A type of arthritis that primarily affects the joints of the spine, ankylosing spondylitis begins with inflammation at the points where tendons and ligaments attach to bone.
The effects of ankylosing spondylitis are cumulative as inflammation causes vertebral bone erosion, tissue scarring, and worsening symptoms. This process can eventually lead to new bone formation and spinal joint fusion.
Lower back pain that gets worse with rest and radiates down the buttock and thigh is a typical early symptom of ankylosing spondylitis.
This article provides an overview of the development and progression of ankylosing spondylitis.
How Ankylosing Spondylitis Affects Joints
Ankylosing spondylitis is a condition that affects mainly the fibrous tissue junctions where ligaments and tendons attach to bone, called entheses. Entheses are also referred to as insertion sites, osteotendinous junctions, or osteoligamentous junctions.1 There are two types of entheses:
- Fibrous entheses, in which the fibrous tissue of the tendon or ligament attaches to the bone.
- Fibrocartilaginous entheses, in which the connection between tendon or ligament and bone is augmented with fibrocartilage. The stiff fibrocartilage helps absorb some of the physical stress experienced at these connections.
Inflammation most often occurs in fibrocartilaginous entheses,2 and this inflammation is called enthesitis.
Ankylosing Spondylitis Symptoms
Enthesitis is the first stage of ankylosing spondylitis development, and it sets into motion a cascade of changes in the surrounding bone and soft tissue:
- Inflammation of the entheses (enthesitis) causes erosion of bone at the point of contact
- Calcification (extra bone growth) occurs as a natural response to the erosion
- Scarring of the surrounding tissues (e.g., ligaments and tendons) can occur. Extra bone formation occurs in response to the scarring.
Left untreated, this cycle of inflammation, calcification, scarring, and bone formation can recur repeatedly, causing the pain and stiffness that characterize ankylosing spondylitis. The condition most commonly affects the joints in the spine.

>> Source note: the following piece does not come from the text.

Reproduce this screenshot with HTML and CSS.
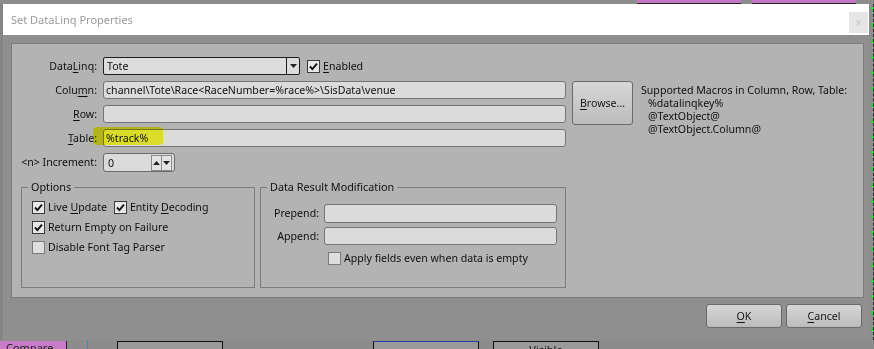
FILE: index.html
```html
<!DOCTYPE html>
<html lang="en">

<head>
    <meta charset="UTF-8">
    <title>Set DataLinq Properties</title>
    <link rel="stylesheet" href="styles.css">
</head>

<body>
    <div class="backdrop-top">
        <span class="bg-bar bar-a"></span>
        <span class="bg-bar bar-b"></span>
    </div>

    <div class="stage">
        <div class="edge-left"></div>

        <div class="dialog">
            <div class="titlebar">
                <span class="title">Set DataLinq Properties</span>
                <span class="close">x</span>
            </div>

            <div class="dialog-body">
                <div class="panel">
                    <div class="form-grid">
                        <label class="field-label">Data<u>L</u>inq:</label>
                        <div class="linq-row">
                            <div class="combo">
                                <span class="combo-value">Tote</span>
                                <span class="combo-btn">
                                    <svg width="7" height="4" viewBox="0 0 7 4"><path d="M0 0h7L3.5 4z" fill="#222"/></svg>
                                </span>
                            </div>
                            <span class="check on">
                                <svg width="11" height="11" viewBox="0 0 11 11"><path d="M2 5.5l2.4 2.6L9 2.6" fill="none" stroke="#111" stroke-width="1.9"/></svg>
                            </span>
                            <span class="check-text"><u>E</u>nabled</span>
                        </div>

                        <div class="macros">
                            <div>Supported Macros in Column, Row, Table:</div>
                            <div class="macro">%datalinqkey%</div>
                            <div class="macro">@TextObject@</div>
                            <div class="macro">@TextObject.Column@</div>
                        </div>

                        <label class="field-label">Colu<u>m</u>n:</label>
                        <div class="textbox">channel\Tote\Race&lt;RaceNumber=%race%&gt;\SisData\venue</div>
                        <button class="btn browse"><u>B</u>rowse...</button>

                        <label class="field-label"><u>R</u>ow:</label>
                        <div class="textbox"></div>

                        <label class="field-label"><u>T</u>able:</label>
                        <div class="textbox">%track%</div>

                        <label class="field-label">&lt;n&gt; Increment:</label>
                        <div class="spinner">
                            <span class="spin-value">0</span>
                            <span class="spin-btn">
                                <svg width="7" height="4" viewBox="0 0 7 4"><path d="M0 4h7L3.5 0z" fill="#222"/></svg>
                            </span>
                            <span class="spin-btn">
                                <svg width="7" height="4" viewBox="0 0 7 4"><path d="M0 0h7L3.5 4z" fill="#222"/></svg>
                            </span>
                        </div>
                    </div>

                    <div class="groups">
                        <fieldset class="group group-options">
                            <legend>Options</legend>
                            <div class="opt-row">
                                <span class="opt">
                                    <span class="check on">
                                        <svg width="11" height="11" viewBox="0 0 11 11"><path d="M2 5.5l2.4 2.6L9 2.6" fill="none" stroke="#111" stroke-width="1.9"/></svg>
                                    </span>
                                    <span class="check-text">Live <u>U</u>pdate</span>
                                </span>
                                <span class="opt">
                                    <span class="check on">
                                        <svg width="11" height="11" viewBox="0 0 11 11"><path d="M2 5.5l2.4 2.6L9 2.6" fill="none" stroke="#111" stroke-width="1.9"/></svg>
                                    </span>
                                    <span class="check-text">Entity <u>D</u>ecoding</span>
                                </span>
                            </div>
                            <div class="opt-row">
                                <span class="opt">
                                    <span class="check on">
                                        <svg width="11" height="11" viewBox="0 0 11 11"><path d="M2 5.5l2.4 2.6L9 2.6" fill="none" stroke="#111" stroke-width="1.9"/></svg>
                                    </span>
                                    <span class="check-text">Return Empty on Failure</span>
                                </span>
                            </div>
                            <div class="opt-row">
                                <span class="opt">
                                    <span class="check"></span>
                                    <span class="check-text">Disable Font Tag Parser</span>
                                </span>
                            </div>
                        </fieldset>

                        <fieldset class="group group-result">
                            <legend>Data Result Modification</legend>
                            <div class="result-row">
                                <label class="result-label">Prepend:</label>
                                <div class="textbox tall"></div>
                            </div>
                            <div class="result-row">
                                <label class="result-label">Append:</label>
                                <div class="textbox"></div>
                            </div>
                            <div class="apply-row">
                                <span class="check"></span>
                                <span class="check-text">Apply fields even when data is empty</span>
                            </div>
                        </fieldset>
                    </div>

                    <span class="marker"></span>
                </div>

                <div class="actions">
                    <button class="btn action"><u>O</u>K</button>
                    <button class="btn action"><u>C</u>ancel</button>
                </div>
            </div>
        </div>

        <div class="edge-right"></div>
    </div>

    <div class="backdrop-bottom">
        <span class="bg-compare">Compare</span>
        <span class="bg-line"></span>
        <span class="bg-box box-a"></span>
        <span class="bg-box box-b"></span>
        <span class="bg-box box-c">Visible</span>
    </div>
</body>

</html>
```

FILE: styles.css
```css
body {
    margin: 0;
    width: 874px;
    height: 349px;
    overflow: hidden;
    background-color: #8c8c8c;
    font-family: "Noto Sans", "Open Sans", sans-serif;
    font-size: 10.6px;
    color: #0f0f0f;
}
u {
    text-decoration-thickness: 1px;
    text-underline-offset: 2px;
}

/* bits of the app behind the dialog */
.backdrop-top {
    display: flex;
    height: 4px;
}
.bg-bar {
    height: 3px;
    background-color: #c477c4;
    border-bottom: 1px solid #222;
}
.bar-a {
    margin-left: 637px;
    width: 104px;
}
.bar-b {
    margin-left: 11px;
    width: 104px;
}
.stage {
    display: flex;
    height: 336px;
}
.edge-left {
    width: 3px;
    background-color: #858585;
}
.edge-right {
    width: 5px;
    background-color: #8d8d8d;
    background-image: radial-gradient(circle at 4px 5px, #2fd23a 1.6px, transparent 2px);
    background-size: 5px 16px;
    border-right: 1px dashed #222;
    box-sizing: border-box;
}
.backdrop-bottom {
    display: flex;
    height: 9px;
    align-items: flex-end;
}
.bg-compare {
    width: 66px;
    height: 8px;
    overflow: hidden;
    background-color: #c77cc7;
    border-right: 1px solid #222;
    color: #222;
    font-size: 11px;
    line-height: 13px;
    text-indent: 6px;
}
.bg-line {
    width: 1px;
    height: 9px;
    margin-left: 20px;
    background-color: #2e8fd0;
}
.bg-box {
    height: 7px;
    border: 1px solid #111;
    border-bottom: none;
    background-color: #9a9a9a;
    overflow: hidden;
    font-size: 11px;
    line-height: 16px;
    text-align: center;
}
.box-a {
    margin-left: 29px;
    width: 104px;
}
.box-b {
    margin-left: 150px;
    width: 104px;
    border-top-color: #2a3fa0;
}
.box-c {
    margin-left: 14px;
    width: 104px;
}

/* dialog */
.dialog {
    width: 866px;
    display: flex;
    flex-direction: column;
    background-color: #8f8f8f;
}
.titlebar {
    height: 31px;
    background-color: #ffffff;
    display: flex;
    align-items: flex-start;
    justify-content: space-between;
}
.title {
    margin-left: 8px;
    margin-top: 8px;
    color: #9a9a9a;
    font-size: 11px;
}
.close {
    width: 19px;
    height: 21px;
    margin-top: 8px;
    margin-right: 1px;
    background-color: #e6e6e6;
    color: #c9c9c9;
    font-size: 11px;
    line-height: 19px;
    text-align: center;
}
.dialog-body {
    flex: 1;
    padding: 8px 5px 12px 8px;
}
.panel {
    position: relative;
    height: 255px;
    box-sizing: border-box;
    border: 1px solid #7b7b7b;
    background-color: #b3b3b3;
    padding: 13px 0 0 9px;
}

/* top form */
.form-grid {
    display: grid;
    grid-template-columns: 76px 463px 61px 1fr;
    grid-template-rows: 18px 18px 18px 18px 19px;
    column-gap: 6px;
    row-gap: 6px;
}
.field-label {
    grid-column: 1;
    text-align: right;
    line-height: 18px;
    white-space: nowrap;
}
.form-grid .textbox,
.spinner {
    grid-column: 2;
}
.linq-row {
    grid-column: 2 / span 2;
    grid-row: 1;
    display: flex;
    align-items: center;
}
.combo {
    width: 197px;
    height: 18px;
    box-sizing: border-box;
    border: 1px solid #1e1e1e;
    border-radius: 2px;
    background-color: #dcdcdc;
    display: flex;
}
.combo-value {
    flex: 1;
    padding-left: 3px;
    line-height: 16px;
}
.combo-btn {
    width: 12px;
    border-left: 1px solid #1e1e1e;
    display: flex;
    align-items: center;
    justify-content: center;
}
.linq-row .check {
    margin-left: 7px;
}
.textbox {
    height: 18px;
    box-sizing: border-box;
    border: 1px solid #747474;
    border-radius: 3px;
    background-color: #dbdbdb;
    padding-left: 2px;
    line-height: 16px;
    white-space: nowrap;
    overflow: hidden;
}
.textbox.tall {
    height: 19px;
}
.btn {
    font-family: inherit;
    font-size: 10.6px;
    color: #141414;
    border: 1px solid #6a6a6a;
    border-radius: 3px;
    background: linear-gradient(#d6d6d6, #bcbcbc);
    padding: 0;
}
.browse {
    grid-column: 3;
    grid-row: 2 / span 2;
    margin-bottom: -2px;
}
.macros {
    grid-column: 4;
    grid-row: 2 / span 4;
    padding: 3px 0 0 2px;
    line-height: 13px;
    white-space: nowrap;
}
.macro {
    padding-left: 7px;
}
.spinner {
    width: 72px;
    height: 19px;
    box-sizing: border-box;
    border: 1px solid #6a6a6a;
    border-radius: 3px;
    background-color: #dbdbdb;
    display: flex;
    align-items: center;
    padding-right: 2px;
}
.spin-value {
    flex: 1;
    padding-left: 4px;
}
.spin-btn {
    width: 9px;
    height: 14px;
    border: 1px solid #8a8a8a;
    background-color: #e4e4e4;
    display: flex;
    align-items: center;
    justify-content: center;
}
.spin-btn + .spin-btn {
    border-left: none;
}

/* checkboxes */
.check {
    width: 13px;
    height: 13px;
    box-sizing: border-box;
    border: 1px solid #7a7a7a;
    background-color: #dedede;
    display: inline-flex;
    align-items: center;
    justify-content: center;
    flex-shrink: 0;
}
.check.on {
    border-color: #3a3a3a;
    background-color: #e8e8e8;
}
.check-text {
    margin-left: 3px;
    white-space: nowrap;
}

/* groups */
.groups {
    display: flex;
    gap: 5px;
    margin-top: 8px;
}
.group {
    margin: 0;
    height: 108px;
    box-sizing: border-box;
    border: 1px solid #7d7d7d;
    min-width: 0;
}
.group legend {
    padding: 0 3px;
    margin-left: 6px;
    line-height: 14px;
    font-size: 10.8px;
}
.group-options legend {
    margin-left: -4px;
}
.group-options {
    width: 234px;
    padding: 5px 0 0 10px;
}
.opt-row {
    display: flex;
    gap: 7px;
    height: 16px;
    align-items: center;
    margin-bottom: 4px;
}
.opt {
    display: flex;
    align-items: center;
}
.group-result {
    width: 306px;
    padding: 10px 8px 0 0;
}
.result-row {
    display: flex;
    gap: 5px;
    margin-bottom: 4px;
}
.result-row .textbox {
    width: 233px;
}
.result-label {
    width: 58px;
    text-align: right;
    line-height: 18px;
}
.apply-row {
    display: flex;
    align-items: center;
    height: 16px;
    margin-top: 5px;
    padding-left: 67px;
}

/* yellow highlighter stroke over the Table row */
.marker {
    position: absolute;
    left: 81px;
    top: 83px;
    width: 70px;
    height: 18px;
    border-radius: 4px;
    background-color: #ffff30;
    mix-blend-mode: multiply;
}

.actions {
    display: flex;
    justify-content: flex-end;
    gap: 4px;
    margin-top: 6px;
    margin-right: 2px;
}
.action {
    width: 76px;
    height: 24px;
}
```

In addition to spinal changes and symptoms, some people with ankylosing spondylitis may experience symptoms outside of the spine, including chronic inflammation of the heart and eyes, and/or reduced lung capacity due to poor chest movement and scarring. Because of the possibility of these symptoms, people with ankylosing spondylitis are encouraged to have a rheumatologist manage their ongoing treatment.